*TASK BRIEF*.
Report only how many lines hold the word "picture".

Front-end source files
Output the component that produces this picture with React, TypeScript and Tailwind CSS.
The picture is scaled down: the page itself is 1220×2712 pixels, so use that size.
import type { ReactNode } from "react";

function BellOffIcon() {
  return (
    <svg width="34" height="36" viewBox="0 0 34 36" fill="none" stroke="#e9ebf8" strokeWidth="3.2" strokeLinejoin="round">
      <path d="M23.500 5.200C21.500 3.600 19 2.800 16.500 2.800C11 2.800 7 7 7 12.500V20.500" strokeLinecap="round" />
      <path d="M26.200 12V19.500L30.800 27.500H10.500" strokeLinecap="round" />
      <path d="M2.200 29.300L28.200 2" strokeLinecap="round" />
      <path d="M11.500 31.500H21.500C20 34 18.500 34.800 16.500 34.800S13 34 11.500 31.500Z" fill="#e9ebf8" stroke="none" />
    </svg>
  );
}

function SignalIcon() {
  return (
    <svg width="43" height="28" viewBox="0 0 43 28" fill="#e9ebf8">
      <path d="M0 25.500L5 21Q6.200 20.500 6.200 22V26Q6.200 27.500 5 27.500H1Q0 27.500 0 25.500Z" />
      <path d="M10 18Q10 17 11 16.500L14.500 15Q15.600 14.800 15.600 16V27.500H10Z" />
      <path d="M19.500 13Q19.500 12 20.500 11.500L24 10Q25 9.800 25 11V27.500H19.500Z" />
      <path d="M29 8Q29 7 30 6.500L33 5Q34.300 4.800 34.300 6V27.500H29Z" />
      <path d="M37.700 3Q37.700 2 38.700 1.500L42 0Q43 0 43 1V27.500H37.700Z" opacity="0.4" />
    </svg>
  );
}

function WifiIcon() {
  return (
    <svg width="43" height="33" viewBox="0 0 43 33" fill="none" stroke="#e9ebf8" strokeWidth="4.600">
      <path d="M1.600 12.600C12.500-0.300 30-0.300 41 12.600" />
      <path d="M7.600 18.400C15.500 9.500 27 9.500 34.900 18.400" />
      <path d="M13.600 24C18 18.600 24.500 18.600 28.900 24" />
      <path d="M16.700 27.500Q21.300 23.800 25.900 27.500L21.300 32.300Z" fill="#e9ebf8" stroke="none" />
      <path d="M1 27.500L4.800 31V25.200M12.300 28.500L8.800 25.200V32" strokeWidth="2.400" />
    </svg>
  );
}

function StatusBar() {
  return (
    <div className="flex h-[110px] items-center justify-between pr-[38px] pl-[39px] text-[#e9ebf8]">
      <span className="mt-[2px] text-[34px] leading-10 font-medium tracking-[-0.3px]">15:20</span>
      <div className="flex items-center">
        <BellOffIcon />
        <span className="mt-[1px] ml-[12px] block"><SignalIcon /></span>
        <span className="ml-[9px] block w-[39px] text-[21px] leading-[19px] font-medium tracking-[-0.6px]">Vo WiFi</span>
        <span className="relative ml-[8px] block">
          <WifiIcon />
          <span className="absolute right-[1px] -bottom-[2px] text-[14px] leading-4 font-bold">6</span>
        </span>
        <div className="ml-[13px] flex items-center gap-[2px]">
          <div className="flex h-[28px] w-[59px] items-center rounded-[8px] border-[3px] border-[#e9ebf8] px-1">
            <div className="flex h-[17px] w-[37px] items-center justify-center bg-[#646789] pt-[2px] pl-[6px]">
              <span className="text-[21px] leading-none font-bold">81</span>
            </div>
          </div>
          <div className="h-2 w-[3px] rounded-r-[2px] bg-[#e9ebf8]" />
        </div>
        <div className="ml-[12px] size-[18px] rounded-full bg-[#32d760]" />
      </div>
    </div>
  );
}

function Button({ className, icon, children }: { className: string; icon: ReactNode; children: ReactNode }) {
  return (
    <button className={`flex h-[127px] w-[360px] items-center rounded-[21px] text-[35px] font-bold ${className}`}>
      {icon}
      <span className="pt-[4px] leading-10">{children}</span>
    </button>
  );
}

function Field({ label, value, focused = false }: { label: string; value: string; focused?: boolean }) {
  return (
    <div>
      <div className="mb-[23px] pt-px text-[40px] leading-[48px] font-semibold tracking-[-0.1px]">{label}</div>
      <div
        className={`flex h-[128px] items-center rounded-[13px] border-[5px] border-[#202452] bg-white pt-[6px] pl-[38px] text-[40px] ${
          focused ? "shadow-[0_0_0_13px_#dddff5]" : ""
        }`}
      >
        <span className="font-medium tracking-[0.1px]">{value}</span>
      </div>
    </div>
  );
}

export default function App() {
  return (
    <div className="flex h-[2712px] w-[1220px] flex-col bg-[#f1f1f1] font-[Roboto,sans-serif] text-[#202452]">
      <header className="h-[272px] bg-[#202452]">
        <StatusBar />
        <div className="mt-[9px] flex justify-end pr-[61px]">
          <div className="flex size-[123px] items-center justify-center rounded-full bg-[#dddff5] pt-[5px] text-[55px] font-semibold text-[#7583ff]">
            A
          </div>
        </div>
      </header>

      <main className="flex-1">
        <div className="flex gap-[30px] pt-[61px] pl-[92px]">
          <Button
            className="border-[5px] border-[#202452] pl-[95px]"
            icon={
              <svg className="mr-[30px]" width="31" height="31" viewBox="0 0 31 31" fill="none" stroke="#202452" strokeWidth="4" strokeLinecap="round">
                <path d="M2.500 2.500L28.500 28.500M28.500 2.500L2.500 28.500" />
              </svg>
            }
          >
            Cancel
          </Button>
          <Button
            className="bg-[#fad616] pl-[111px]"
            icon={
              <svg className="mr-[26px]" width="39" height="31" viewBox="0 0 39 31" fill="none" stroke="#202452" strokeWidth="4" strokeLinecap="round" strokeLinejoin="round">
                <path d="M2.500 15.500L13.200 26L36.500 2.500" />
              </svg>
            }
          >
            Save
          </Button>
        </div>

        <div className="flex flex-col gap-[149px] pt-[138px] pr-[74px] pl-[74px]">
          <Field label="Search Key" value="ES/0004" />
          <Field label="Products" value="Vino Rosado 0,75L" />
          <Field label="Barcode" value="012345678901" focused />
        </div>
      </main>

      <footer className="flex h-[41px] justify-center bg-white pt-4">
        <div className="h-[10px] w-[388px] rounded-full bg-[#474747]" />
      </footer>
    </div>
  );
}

--

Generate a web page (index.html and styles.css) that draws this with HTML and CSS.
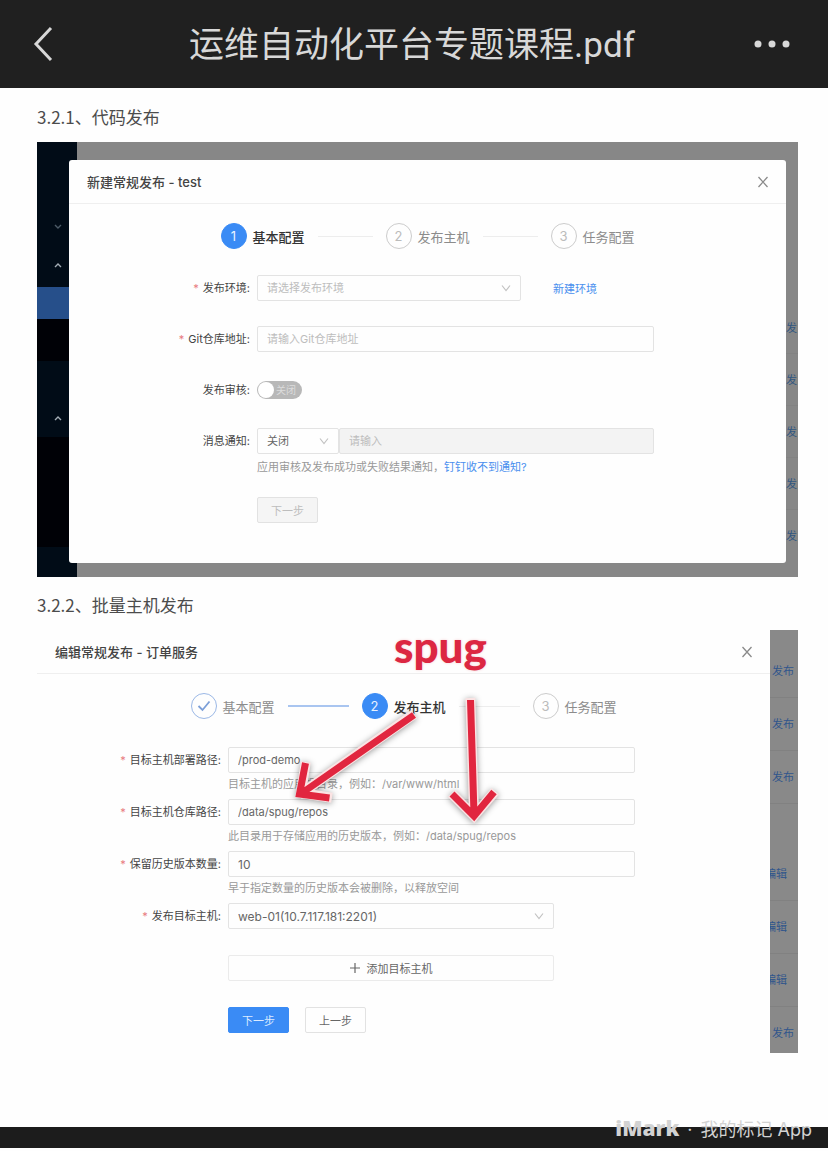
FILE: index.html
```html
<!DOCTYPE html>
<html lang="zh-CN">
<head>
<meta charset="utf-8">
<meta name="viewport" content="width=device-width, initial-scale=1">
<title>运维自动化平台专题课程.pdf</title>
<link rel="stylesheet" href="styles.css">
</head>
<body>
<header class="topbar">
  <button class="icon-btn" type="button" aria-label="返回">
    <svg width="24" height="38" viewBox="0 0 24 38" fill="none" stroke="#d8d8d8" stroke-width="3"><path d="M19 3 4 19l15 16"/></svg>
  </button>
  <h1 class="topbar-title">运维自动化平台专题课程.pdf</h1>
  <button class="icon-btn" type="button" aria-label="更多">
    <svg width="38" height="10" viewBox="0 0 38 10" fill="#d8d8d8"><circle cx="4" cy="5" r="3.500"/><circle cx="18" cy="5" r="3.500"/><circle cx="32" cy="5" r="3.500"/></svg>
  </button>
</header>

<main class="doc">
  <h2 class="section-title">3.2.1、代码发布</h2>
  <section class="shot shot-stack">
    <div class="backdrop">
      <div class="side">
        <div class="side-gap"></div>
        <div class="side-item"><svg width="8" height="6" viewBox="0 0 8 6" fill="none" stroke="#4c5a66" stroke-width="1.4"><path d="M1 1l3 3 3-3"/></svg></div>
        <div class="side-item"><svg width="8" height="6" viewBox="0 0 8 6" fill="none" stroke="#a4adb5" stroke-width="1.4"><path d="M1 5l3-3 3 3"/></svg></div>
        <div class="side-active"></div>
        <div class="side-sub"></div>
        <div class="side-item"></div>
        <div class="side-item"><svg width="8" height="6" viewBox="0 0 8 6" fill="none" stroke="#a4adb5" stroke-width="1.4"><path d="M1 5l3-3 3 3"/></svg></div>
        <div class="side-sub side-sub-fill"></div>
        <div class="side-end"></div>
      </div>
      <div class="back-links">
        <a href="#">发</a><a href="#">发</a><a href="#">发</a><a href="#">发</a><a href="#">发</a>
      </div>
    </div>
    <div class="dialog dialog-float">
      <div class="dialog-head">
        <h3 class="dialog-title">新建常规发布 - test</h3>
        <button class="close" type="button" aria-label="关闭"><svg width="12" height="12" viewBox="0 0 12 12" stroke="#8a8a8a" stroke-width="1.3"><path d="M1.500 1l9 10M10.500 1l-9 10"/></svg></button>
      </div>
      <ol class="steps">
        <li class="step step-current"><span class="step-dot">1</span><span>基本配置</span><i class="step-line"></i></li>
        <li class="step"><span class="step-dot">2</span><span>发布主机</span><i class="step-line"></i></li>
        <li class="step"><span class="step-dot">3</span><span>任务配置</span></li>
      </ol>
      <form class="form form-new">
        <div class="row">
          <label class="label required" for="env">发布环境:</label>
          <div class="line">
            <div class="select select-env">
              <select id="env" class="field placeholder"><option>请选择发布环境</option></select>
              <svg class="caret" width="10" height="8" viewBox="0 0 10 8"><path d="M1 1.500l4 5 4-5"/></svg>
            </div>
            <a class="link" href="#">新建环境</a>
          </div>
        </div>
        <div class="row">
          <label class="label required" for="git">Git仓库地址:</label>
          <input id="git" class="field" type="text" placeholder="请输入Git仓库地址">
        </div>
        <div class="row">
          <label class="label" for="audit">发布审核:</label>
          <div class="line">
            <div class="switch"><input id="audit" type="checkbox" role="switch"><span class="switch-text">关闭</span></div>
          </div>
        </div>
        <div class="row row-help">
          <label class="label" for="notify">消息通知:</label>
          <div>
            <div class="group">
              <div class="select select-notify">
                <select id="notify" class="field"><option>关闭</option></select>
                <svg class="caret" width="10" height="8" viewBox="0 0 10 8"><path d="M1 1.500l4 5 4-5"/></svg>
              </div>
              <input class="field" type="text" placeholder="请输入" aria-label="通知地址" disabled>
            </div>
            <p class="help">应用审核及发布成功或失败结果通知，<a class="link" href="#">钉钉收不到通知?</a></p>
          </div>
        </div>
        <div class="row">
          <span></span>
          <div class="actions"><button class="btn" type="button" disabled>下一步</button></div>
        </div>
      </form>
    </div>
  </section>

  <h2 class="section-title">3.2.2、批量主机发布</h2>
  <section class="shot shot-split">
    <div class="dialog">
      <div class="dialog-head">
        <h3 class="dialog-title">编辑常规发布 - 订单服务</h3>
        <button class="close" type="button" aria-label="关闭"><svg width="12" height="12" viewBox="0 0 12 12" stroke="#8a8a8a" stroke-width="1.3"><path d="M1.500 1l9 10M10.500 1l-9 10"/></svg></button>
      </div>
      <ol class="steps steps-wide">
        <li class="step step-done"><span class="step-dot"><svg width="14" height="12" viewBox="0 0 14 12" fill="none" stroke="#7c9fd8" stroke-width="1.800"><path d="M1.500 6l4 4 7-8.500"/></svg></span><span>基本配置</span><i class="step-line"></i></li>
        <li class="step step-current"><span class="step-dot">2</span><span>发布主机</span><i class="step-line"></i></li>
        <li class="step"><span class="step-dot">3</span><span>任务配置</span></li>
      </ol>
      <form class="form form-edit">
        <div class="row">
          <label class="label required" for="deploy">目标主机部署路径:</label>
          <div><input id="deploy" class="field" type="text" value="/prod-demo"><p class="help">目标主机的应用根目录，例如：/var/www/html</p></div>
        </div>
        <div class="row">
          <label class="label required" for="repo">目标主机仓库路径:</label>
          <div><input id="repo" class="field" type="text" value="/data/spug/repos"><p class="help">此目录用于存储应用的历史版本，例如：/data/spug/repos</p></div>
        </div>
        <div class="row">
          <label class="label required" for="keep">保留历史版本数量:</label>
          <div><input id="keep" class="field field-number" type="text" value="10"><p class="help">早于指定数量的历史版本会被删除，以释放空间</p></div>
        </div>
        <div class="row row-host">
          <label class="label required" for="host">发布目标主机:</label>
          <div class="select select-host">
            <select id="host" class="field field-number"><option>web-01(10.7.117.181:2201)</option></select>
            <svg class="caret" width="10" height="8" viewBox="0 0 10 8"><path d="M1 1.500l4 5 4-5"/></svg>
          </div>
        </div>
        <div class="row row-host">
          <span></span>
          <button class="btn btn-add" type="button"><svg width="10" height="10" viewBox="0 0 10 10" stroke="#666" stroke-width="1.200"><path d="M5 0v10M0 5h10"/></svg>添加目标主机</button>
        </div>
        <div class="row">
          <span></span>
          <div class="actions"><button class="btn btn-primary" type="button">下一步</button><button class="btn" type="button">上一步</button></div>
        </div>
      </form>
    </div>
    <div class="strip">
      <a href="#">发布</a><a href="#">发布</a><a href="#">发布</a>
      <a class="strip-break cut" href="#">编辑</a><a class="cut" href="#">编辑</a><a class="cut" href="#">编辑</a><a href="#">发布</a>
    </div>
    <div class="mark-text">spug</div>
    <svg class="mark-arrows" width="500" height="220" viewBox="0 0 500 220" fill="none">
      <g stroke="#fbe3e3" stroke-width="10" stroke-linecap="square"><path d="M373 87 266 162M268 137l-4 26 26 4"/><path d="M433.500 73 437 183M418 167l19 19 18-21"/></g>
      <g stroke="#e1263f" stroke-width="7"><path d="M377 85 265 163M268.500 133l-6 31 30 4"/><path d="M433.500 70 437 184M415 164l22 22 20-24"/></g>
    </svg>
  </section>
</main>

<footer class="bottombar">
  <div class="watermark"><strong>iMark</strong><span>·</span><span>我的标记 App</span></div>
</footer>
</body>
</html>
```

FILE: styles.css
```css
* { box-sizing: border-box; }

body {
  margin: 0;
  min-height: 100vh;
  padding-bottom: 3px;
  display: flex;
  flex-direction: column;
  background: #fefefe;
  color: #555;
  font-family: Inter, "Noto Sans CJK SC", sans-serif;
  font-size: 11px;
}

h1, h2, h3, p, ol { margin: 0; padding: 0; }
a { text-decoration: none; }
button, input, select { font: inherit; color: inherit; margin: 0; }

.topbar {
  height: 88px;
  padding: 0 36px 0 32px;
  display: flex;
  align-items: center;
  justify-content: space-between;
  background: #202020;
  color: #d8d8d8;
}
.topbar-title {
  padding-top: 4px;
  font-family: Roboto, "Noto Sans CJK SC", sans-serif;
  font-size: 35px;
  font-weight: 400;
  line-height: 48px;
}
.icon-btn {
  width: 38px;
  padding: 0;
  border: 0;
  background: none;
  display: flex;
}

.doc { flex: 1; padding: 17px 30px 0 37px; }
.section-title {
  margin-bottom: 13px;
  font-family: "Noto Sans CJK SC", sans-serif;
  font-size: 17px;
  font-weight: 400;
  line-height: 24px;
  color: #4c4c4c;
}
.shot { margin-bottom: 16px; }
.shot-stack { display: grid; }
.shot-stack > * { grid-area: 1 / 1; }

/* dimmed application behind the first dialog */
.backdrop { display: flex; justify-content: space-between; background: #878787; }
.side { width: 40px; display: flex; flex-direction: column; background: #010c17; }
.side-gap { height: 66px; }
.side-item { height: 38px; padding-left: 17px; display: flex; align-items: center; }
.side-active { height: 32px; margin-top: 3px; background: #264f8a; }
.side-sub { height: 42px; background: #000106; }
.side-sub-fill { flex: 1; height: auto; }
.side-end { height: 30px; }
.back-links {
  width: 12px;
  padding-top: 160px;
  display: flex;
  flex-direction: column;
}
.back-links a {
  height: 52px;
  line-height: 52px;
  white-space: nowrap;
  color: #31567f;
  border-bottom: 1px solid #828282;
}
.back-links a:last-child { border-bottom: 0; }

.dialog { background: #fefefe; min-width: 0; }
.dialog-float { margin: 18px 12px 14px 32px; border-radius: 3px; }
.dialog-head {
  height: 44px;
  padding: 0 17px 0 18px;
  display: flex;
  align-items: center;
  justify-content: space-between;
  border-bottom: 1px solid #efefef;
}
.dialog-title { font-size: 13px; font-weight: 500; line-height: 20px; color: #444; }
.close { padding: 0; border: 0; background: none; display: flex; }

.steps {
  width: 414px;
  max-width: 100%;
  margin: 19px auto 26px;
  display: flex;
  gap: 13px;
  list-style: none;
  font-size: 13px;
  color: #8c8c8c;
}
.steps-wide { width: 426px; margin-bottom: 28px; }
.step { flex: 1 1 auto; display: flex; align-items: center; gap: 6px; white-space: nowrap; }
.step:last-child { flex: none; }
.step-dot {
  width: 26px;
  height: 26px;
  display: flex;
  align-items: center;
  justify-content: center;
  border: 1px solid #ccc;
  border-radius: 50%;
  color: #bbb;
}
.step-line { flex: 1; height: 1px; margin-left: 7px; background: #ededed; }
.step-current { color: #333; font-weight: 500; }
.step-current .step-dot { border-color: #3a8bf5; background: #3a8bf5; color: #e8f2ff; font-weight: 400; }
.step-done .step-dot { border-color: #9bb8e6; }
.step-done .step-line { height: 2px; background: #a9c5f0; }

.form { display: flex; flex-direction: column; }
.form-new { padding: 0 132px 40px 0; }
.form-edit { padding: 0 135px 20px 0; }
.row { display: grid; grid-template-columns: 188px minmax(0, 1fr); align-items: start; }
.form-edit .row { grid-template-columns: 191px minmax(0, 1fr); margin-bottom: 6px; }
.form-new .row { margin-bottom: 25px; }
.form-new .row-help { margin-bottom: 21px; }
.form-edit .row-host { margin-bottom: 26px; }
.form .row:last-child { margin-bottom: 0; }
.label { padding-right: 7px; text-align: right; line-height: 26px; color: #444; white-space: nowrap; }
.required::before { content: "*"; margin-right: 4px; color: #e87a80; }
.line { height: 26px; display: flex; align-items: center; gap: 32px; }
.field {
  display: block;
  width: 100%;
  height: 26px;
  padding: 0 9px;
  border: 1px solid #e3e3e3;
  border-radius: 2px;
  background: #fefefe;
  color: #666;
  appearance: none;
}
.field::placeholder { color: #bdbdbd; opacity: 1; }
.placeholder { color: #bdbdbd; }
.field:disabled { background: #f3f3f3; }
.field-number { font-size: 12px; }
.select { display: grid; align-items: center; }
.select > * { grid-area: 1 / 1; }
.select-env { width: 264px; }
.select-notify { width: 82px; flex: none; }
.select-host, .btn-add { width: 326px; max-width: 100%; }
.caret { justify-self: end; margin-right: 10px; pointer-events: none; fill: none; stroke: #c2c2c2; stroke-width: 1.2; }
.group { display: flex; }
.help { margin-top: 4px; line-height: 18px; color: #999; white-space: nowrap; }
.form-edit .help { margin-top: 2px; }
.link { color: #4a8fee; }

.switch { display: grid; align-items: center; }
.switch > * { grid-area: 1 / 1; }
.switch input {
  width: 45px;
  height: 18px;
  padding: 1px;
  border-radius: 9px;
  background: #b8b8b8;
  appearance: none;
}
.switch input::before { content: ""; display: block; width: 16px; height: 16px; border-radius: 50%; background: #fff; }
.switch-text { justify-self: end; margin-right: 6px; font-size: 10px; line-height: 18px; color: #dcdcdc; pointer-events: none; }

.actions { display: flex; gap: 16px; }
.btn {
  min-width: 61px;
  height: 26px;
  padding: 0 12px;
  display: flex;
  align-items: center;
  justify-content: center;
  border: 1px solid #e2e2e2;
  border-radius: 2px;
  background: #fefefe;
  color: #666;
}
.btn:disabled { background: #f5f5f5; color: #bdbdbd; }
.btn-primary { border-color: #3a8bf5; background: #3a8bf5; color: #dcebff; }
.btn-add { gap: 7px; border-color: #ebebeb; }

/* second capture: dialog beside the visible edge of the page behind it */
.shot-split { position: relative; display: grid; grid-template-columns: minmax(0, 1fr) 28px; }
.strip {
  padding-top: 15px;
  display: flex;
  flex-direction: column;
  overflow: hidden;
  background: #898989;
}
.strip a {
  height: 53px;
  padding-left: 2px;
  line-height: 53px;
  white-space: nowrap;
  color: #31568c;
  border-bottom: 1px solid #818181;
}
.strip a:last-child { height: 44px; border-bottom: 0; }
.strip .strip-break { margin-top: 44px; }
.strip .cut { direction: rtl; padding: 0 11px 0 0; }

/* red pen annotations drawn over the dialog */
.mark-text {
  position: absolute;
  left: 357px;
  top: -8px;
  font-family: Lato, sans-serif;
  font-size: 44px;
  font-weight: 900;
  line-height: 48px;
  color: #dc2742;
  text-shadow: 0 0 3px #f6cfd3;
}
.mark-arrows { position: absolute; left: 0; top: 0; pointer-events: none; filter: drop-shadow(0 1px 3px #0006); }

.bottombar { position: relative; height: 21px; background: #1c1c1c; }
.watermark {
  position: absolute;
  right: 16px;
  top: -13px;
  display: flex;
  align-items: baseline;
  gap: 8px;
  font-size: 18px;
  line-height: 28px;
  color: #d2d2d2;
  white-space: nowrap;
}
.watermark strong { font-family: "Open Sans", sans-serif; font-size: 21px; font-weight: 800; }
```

*FULL OUTPUT*.
2